Allow me to begin with my conclusion and then proceed to specifics. Anyone who knows me well knows that I love John Piper. I read all his books and greatly benefit from them. On the issue of justification, I remain Reformed and agree with Piper more than I agree with N. T. Wright. But if you want a book to truly understand Paul’s view of justification, this is not the book. It is helpful in some ways, but limited in many others.

First, the positive: Chapters 10 and 11 are absolutely excellent. Chapter 10 interacts with the true nature of second-temple Judaism through the Qumran texts, the Gospels, and Paul. This is the foundation of N. T. Wright’s entire exegesis and Piper convincingly challenges many of Wright’s views (I’m not sure why Piper doesn’t make this his first chapter because it would have laid the foundation and corresponded better to Wright’s own books). Piper is correct to show that Jesus saw some legalism in second-temple Judaism, so it is natural that Paul would as well.

Chapter 11 interacts with the imputation of Christ’s righteousness through several Pauline texts. Here Piper provides limited exegesis (in the same manner as Wright’s What Saint Paul Really Said) to challenge Wright’s exegesis of the very same passages. Piper is convincing in many regards, notably 2 Corinthians 5:21.

Now, the negative: Piper’s book disappoints on several levels.

1. Clarity. One of the things that makes N. T. Wright so popular and convincing is his clarity. Piper’s book, in terms of structural organization and explanation, is not nearly as user-friendly as Wright. We would have been better served had Piper taken the format of What Saint Paul Really Said and responded to it chapter by chapter. But, then again, I’m not an author so this is very subjective.
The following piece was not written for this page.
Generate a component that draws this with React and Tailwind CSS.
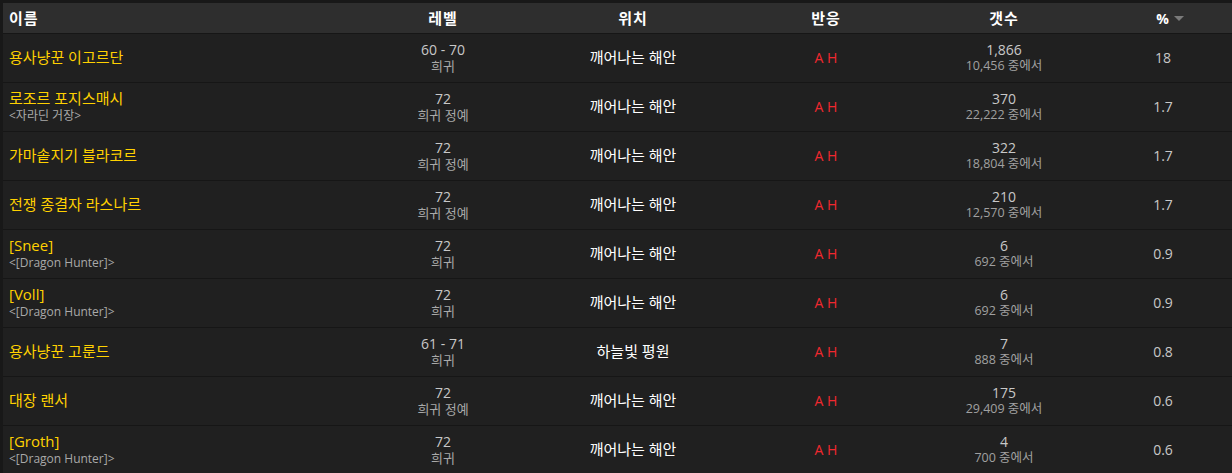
import React from "react";

const rows = [
  { name: "용사냥꾼 이고르단", sub: null, level: "60 - 70", cls: "희귀", loc: "깨어나는 해안", count: "1,866", total: "10,456", pct: "18" },
  { name: "로조르 포지스매시", sub: "<자라딘 거장>", level: "72", cls: "희귀 정예", loc: "깨어나는 해안", count: "370", total: "22,222", pct: "1.7" },
  { name: "가마솥지기 블라코르", sub: null, level: "72", cls: "희귀 정예", loc: "깨어나는 해안", count: "322", total: "18,804", pct: "1.7" },
  { name: "전쟁 종결자 라스나르", sub: null, level: "72", cls: "희귀 정예", loc: "깨어나는 해안", count: "210", total: "12,570", pct: "1.7" },
  { name: "[Snee]", sub: "<[Dragon Hunter]>", level: "72", cls: "희귀", loc: "깨어나는 해안", count: "6", total: "692", pct: "0.9" },
  { name: "[Voll]", sub: "<[Dragon Hunter]>", level: "72", cls: "희귀", loc: "깨어나는 해안", count: "6", total: "692", pct: "0.9" },
  { name: "용사냥꾼 고룬드", sub: null, level: "61 - 71", cls: "희귀", loc: "하늘빛 평원", count: "7", total: "888", pct: "0.8" },
  { name: "대장 랜서", sub: null, level: "72", cls: "희귀 정예", loc: "깨어나는 해안", count: "175", total: "29,409", pct: "0.6" },
  { name: "[Groth]", sub: "<[Dragon Hunter]>", level: "72", cls: "희귀", loc: "깨어나는 해안", count: "4", total: "700", pct: "0.6" },
];

const App = () => {
  return (
    <div
      className="w-[1232px] h-[473px] overflow-hidden bg-[#181818] pt-[3px] pl-[3px]"
      style={{ fontFamily: '"Open Sans", "Noto Sans CJK KR", sans-serif' }}
    >
      <table className="w-[1229px] table-fixed border-collapse bg-[#202020] text-[14px]">
        <colgroup>
          <col className="w-[375px]" />
          <col className="w-[130px]" />
          <col className="w-[250px]" />
          <col className="w-[136px]" />
          <col className="w-[220px]" />
          <col />
        </colgroup>
        <thead>
          <tr className="h-[30px] bg-[#2e2e2e] border-b border-[#161616] text-white text-[15px] tracking-[1px]">
            <th className="text-left pl-[6px] font-bold">이름</th>
            <th className="font-bold">레벨</th>
            <th className="font-bold">위치</th>
            <th className="font-bold">반응</th>
            <th className="font-bold">갯수</th>
            <th className="font-bold pr-[20px] tracking-normal">
              <span className="inline-flex items-center gap-[5px] pl-[14px] text-[14px]">
                %
                <span className="w-0 h-0 border-l-[5px] border-r-[5px] border-t-[5px] border-l-transparent border-r-transparent border-t-[#7a7a7a]" />
              </span>
            </th>
          </tr>
        </thead>
        <tbody>
          {rows.map((r, i) => (
            <tr key={i} className="h-[49px] border-b border-[#161616]">
              <td className="pl-[6px] leading-[19px]">
                <div className="text-[#ffd100] text-[15px]">{r.name}</div>
                {r.sub && <div className="text-[#a9a9a9] text-[12px] leading-[16px]">{r.sub}</div>}
              </td>
              <td className="text-center leading-[17px]">
                <div className="text-[#c8c8c8]">{r.level}</div>
                <div className="text-[#a9a9a9] text-[13px] leading-[16px]">{r.cls}</div>
              </td>
              <td className="text-center text-white text-[15px]">{r.loc}</td>
              <td className="text-center text-[#f0282f]">A H</td>
              <td className="text-center leading-[17px]">
                <div className="text-[#c8c8c8]">{r.count}</div>
                <div className="text-[#a0a0a0] text-[12.5px] leading-[16px]">{r.total} 중에서</div>
              </td>
              <td className="text-center text-[#c8c8c8] pr-[20px]">{r.pct}</td>
            </tr>
          ))}
        </tbody>
      </table>
    </div>
  );
};

export default App;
2. Systematic, Not Biblical Theology. As I have stated in a previous post, the New Perspective on Paul is primarily an exegetical debate that may have implications for systematic theology. However, Piper approaches the issue as a systematic theologian. He does not begin with exegesis (and provides limited exegesis) but with the Reformed understanding of justification. Therefore, Piper assumes that the Reformed understanding is correct and interacts with N. T. Wright on that basis. This will be encouraging to those who hold to Reformed systematic theology, but not decisive for anyone else.

3. Limited Exegesis. I know that John Piper is an excellent exegete. This is evident in his sermons and his books such as Counted Righteous in Christ and The Justification of God. But The Future of Justification does not offer similar exegesis of the biblical text or of N. T. Wright. Here are few examples.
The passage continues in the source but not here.